Use overview

After downloading the Crossref data you can use alexandria3k through its Python API or as a command-line tool.

With alexandria3k you can process diverse sources of bibliographic data, such as Crossref, ORCID, USPTO, DOAJ, and ROR. Specifically, you can perform the following actions.

  • Directly run ad hoc SQL queries on any of the supported data sets.

  • Populate SQLite databases with selected elements of the supported data sets.

    • Select a horizontal subset of a data set’s records.

      • Through an SQL expression.

      • By sampling a subset of the data set’s elements or containers. (For example sampling some of the 26 thousand containers in the Crossref data set.)

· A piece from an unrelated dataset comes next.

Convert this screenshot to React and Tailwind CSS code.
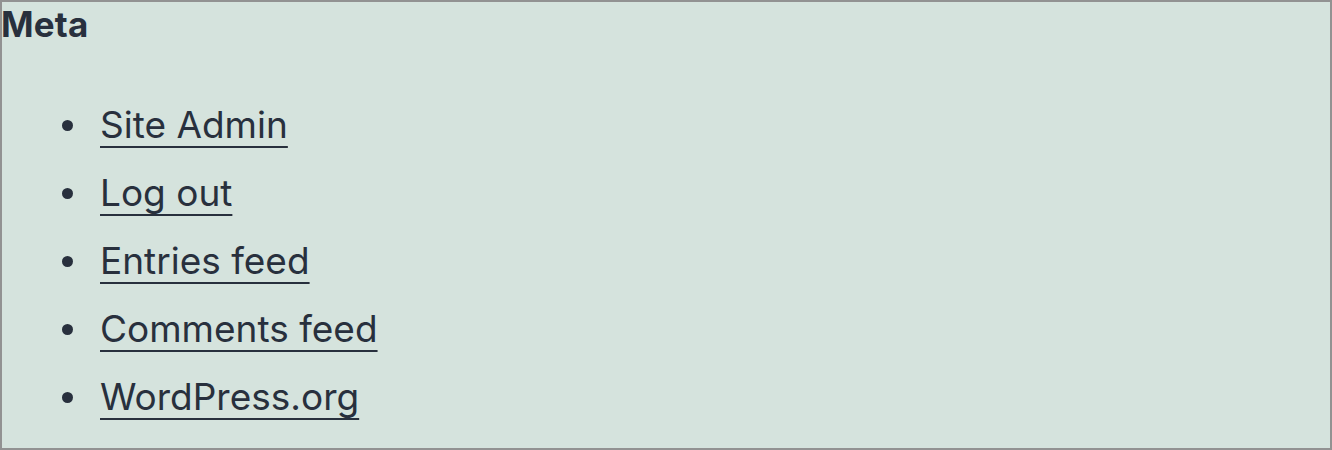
export default function App() {
  const items = ["Site Admin", "Log out", "Entries feed", "Comments feed", "WordPress.org"];
  return (
    <div className="w-[1332px] h-[450px] border-2 border-[#929292] bg-[#d5e3dd] text-[#28303d] overflow-hidden" style={{ fontFamily: "Inter, 'Noto Sans', sans-serif" }}>
      <h2 className="text-[35px] font-bold leading-[46px] -mt-[1px] -ml-[1px] tracking-[0.2px]">Meta</h2>
      <ul className="mt-[44px]">
        {items.map((t) => (
          <li key={t} className="flex items-center h-[68px] text-[37px]">
            <span className="ml-[60px] mr-[27px] w-[11px] h-[11px] rounded-full bg-[#28303d] shrink-0" />
            <a href="#" className="underline decoration-[2px] underline-offset-[8px] leading-[68px]">{t}</a>
          </li>
        ))}
      </ul>
    </div>
  );
}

    • Select a horizontal subset of a data set’s records by only loading those associated with already populated records or records available in another database.

    • Select a vertical subset of a data set’s columns

      • Using the Table.Column or Table.* notation

  • Process already populated databases to cross-link or normalize their elements.

Populating a database can take minutes (for a small, e.g. experimental, subset), a few hours (to traverse the whole Crossref data set and obtain a few thousands of records), or a couple of days (to produce a large set, e.g. by selecting some columns).

After your populate an SQLite database and create suitable indexes, SQL queries often run in seconds.

You can find many complete proof-of-concept example studies conducted with command-line invocations in the examples directory. Consider using the hello world (work authors by decade) example as a starting point.